• [Exercise aim] Each line that holds the word "index" is to be identified and copied.

• [Recorded data]
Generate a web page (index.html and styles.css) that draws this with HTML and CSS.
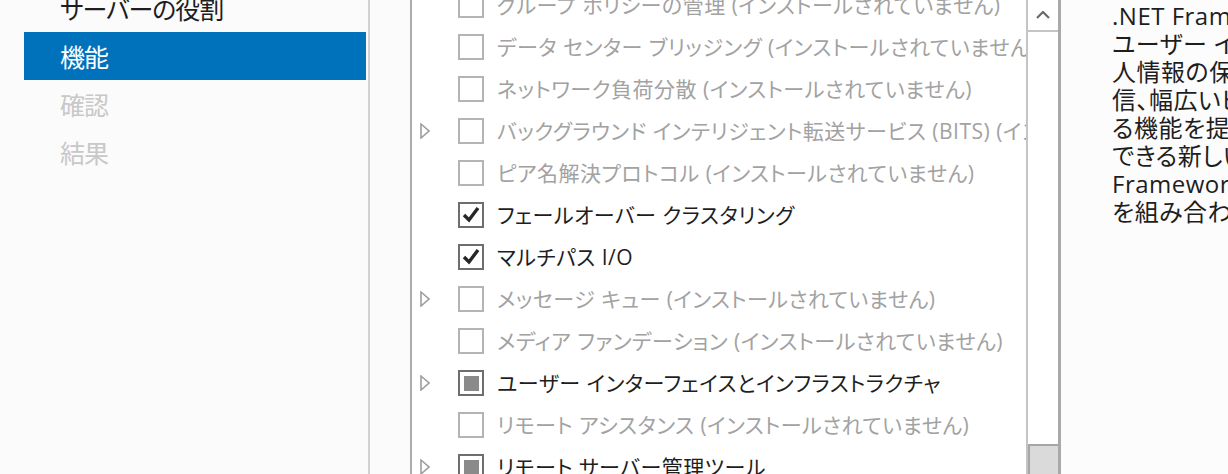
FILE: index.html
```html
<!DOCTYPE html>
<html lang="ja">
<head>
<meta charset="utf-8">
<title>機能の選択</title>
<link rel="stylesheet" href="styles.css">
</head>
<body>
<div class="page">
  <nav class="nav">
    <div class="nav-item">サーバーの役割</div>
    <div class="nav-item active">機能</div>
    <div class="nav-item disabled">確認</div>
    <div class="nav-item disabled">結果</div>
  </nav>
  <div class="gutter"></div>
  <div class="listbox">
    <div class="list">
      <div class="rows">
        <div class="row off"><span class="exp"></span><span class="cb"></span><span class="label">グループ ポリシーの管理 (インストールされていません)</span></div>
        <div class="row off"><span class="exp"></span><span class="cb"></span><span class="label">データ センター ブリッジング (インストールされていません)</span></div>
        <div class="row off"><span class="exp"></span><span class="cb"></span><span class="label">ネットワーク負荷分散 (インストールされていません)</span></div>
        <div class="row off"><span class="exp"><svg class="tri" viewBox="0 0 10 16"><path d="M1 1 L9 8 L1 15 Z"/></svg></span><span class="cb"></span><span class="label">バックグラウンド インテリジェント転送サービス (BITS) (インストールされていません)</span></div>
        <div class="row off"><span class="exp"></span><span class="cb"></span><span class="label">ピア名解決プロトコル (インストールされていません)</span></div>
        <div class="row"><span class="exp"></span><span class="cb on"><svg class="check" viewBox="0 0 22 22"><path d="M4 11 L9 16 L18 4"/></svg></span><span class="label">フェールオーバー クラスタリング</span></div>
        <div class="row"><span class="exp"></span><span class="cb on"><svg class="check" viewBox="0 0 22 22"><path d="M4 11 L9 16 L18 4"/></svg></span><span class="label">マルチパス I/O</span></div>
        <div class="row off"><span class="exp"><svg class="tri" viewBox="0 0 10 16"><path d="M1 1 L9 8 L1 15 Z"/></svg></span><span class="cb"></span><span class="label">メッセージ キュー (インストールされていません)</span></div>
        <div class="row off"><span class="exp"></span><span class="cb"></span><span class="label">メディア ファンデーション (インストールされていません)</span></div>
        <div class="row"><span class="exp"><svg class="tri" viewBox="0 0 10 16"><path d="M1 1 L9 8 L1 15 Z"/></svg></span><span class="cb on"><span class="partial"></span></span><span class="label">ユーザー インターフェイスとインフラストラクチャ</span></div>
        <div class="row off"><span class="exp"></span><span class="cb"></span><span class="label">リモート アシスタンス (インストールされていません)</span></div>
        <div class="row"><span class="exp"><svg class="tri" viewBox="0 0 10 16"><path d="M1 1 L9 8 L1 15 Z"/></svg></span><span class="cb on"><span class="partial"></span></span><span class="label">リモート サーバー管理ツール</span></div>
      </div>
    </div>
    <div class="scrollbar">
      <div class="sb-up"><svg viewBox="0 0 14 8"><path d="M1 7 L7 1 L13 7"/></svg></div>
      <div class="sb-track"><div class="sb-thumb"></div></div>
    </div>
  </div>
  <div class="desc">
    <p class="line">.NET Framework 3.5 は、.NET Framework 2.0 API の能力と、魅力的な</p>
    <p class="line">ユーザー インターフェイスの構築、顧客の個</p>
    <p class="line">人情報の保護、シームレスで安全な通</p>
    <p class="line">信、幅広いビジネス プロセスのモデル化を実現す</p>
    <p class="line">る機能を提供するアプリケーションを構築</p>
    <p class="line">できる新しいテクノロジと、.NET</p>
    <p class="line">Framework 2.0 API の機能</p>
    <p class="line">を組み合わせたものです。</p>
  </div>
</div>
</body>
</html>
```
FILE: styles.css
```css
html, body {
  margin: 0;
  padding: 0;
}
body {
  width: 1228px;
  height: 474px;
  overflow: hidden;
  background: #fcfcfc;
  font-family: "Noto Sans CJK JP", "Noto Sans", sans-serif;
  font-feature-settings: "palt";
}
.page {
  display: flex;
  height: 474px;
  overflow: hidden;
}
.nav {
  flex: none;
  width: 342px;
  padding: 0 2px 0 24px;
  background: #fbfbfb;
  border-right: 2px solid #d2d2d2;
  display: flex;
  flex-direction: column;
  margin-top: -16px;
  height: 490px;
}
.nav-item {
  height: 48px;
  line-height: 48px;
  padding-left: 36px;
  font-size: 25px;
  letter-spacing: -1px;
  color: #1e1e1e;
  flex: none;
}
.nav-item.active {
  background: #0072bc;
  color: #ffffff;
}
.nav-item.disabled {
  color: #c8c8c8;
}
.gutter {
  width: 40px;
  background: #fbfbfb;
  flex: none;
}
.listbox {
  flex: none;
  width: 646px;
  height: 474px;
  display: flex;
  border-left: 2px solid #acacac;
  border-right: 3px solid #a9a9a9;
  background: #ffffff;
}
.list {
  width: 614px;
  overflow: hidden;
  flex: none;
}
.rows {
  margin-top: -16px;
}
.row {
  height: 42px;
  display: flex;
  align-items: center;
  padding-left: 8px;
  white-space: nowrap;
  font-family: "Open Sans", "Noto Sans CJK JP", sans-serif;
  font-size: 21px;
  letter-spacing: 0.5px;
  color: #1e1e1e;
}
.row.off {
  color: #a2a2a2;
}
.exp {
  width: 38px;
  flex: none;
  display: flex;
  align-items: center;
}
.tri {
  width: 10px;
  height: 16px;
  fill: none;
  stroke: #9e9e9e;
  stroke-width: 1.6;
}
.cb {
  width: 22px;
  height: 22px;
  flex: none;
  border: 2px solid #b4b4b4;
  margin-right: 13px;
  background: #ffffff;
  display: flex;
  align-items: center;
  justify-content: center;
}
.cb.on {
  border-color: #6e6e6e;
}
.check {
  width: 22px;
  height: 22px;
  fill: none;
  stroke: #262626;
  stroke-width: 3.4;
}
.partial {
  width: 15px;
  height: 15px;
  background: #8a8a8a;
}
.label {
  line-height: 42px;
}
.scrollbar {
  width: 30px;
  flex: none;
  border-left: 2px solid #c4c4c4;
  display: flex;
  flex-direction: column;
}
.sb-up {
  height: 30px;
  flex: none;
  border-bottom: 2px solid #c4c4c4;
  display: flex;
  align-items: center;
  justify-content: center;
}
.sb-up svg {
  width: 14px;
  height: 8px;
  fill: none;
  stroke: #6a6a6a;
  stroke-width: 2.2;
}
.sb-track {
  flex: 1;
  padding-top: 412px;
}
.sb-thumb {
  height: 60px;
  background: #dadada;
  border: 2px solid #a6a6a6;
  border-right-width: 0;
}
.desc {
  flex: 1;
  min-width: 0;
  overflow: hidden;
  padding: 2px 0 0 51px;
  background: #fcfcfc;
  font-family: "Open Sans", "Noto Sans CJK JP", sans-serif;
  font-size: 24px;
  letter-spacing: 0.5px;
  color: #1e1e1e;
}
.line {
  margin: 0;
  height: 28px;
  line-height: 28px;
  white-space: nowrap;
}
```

• [Response for this exercise]
Generate a web page (index.html and styles.css) that draws this with HTML and CSS.
FILE: index.html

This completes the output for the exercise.